De Vogelrichtlijn beschermt op soortgelijke wijze broed- en trekvogels en hun specifieke leefgebieden. Deze internationale afspraken en Europese richtlijnen zijn in Nederland doorvertaald in de Natuurbeschermingswet 1998 (gebiedsbescherming) en de Flora- en faunawet (soortenbescherming). Aanvullend aan deze wettelijke bescherming is in de Structuurvisie Infrastructuur en Ruimte door het kabinet het beleid uitgewerkt voor de bescherming van de ecologische hoofdstructuur (EHS). De verschillende beschermingsregimes hebben tot doel de natuurwaarden in de betreffende gebieden veilig te stellen. In sommige situaties dienen ook ruimtelijke ingrepen buiten de begrenzing van deze gebieden te worden getoetst op mogelijke schadelijke uitstralende effecten, dit wordt ook wel "externe werking" genoemd.
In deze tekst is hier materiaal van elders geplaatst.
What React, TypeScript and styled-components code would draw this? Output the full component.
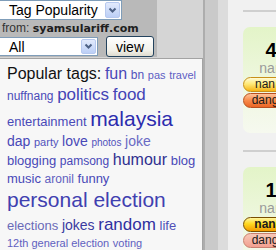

Natuurbeschermingswet 1998

In de Natuurbeschermingswet 1998 worden twee typen beschermde gebieden onderscheiden, de 'Natura 2000' gebieden (artikel 10a) en de beschermde natuurmonumenten (artikel 10). Onder 'Natura 2000' gebieden worden verstaan de Vogelrichtlijngebieden en de Habitatrichtlijngebieden. Voor veel Habitatrichtlijngebieden geldt overigens dat deze nog wel formeel als zodanig moeten worden aangewezen door de staatssecretaris van Economische zaken, Landbouw en Innovatie, omdat daarvoor nog instandhoudingsdoelstellingen moeten worden vastgesteld. Zo lang de Habitatrichtlijngebieden nog niet definitief zijn aangewezen dient nog te worden getoetst aan de communautaire lijst, zijnde de lijst van gebieden zoals die indertijd zijn aangemeld bij de Europese Commissie.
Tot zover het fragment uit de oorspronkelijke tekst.